At Penn State, Kumar didn't forget about the abject poverty he'd left behind. When, in 2011, the United Nations put out a call for proposals for making clean energy accessible, he seized the opportunity. Swajal, a solar water purification system, was born.
It's a rigorous system, which is critical when dealing with industrial contaminants.
"We use nine purification stages to clear water from the ground to the bottle. And it's customizable, depending on the contaminants. Ammonia and E. coli require especially rigorous purification.
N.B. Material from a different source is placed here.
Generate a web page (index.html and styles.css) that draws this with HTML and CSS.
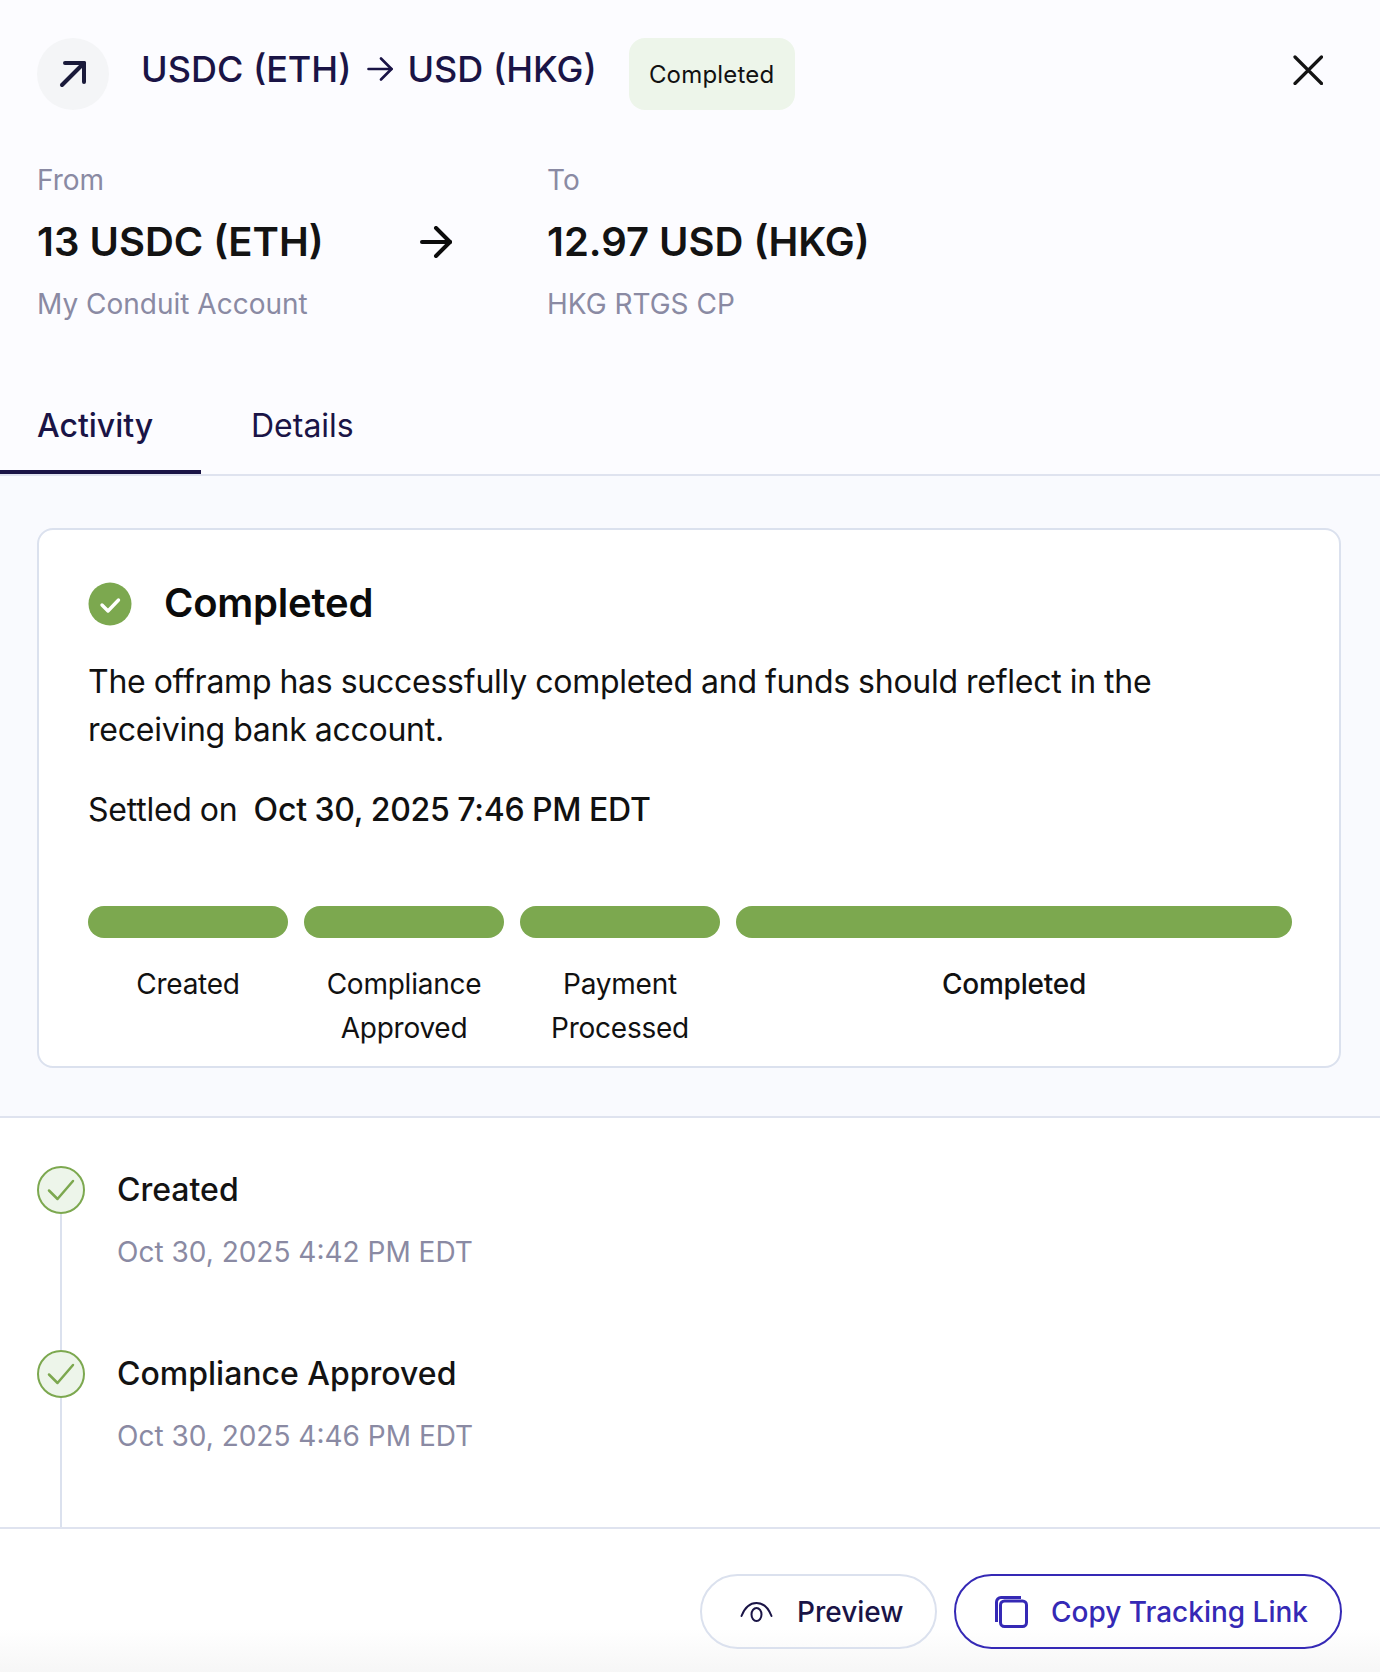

In an area where the water isn't as bad, the system might be smaller," he said.
"From speech classes to English classes to engineering, all of them helped me actually write a proposal that the United Nations accepted."—Advait Kumar
Kumar, who built Swajal water kiosks while still a student, leaned on the Penn State community for support, drawing on his electrical engineering studies to build a system that met two essential criteria: precise engineering and green technology.
"Basically, I had to connect all of these dots to build a solution," he said. "Electrical engineering is a core discipline. When you get good in electrical engineering, you can go and build something. It's like using Lego blocks.
"But at the end of the day," he said, "this is a social adventure, and I have to apply to the United Nations and other big organizations. Part of Penn State was learning how to write an effective proposal. How to tell people what you need and what is good. From speech classes to English classes to engineering, all of them helped me actually write a proposal that the United Nations accepted."
Since his May 2014 graduation, Kumar has continued to have an impact on the quality of life in India, installing Swajal kiosks in four different states. Though he works at a major financial firm, he continues to mentor other social entrepreneurs coming on board.
"Swajal is essentially a platform and a franchise. I'm not interested in getting into the business of water. I want to create a web of super cheap water distribution centers."
Kumar has been overwhelmed by the support of local communities. "Swajal has really been internalized by them," he said. "Even though the systems are outdoors all day and all night, none have been vandalized."
In fact, a local woman scolded him for spoiling her with such good water. "She calls it sweet water. She says she doesn't want to drink anything else."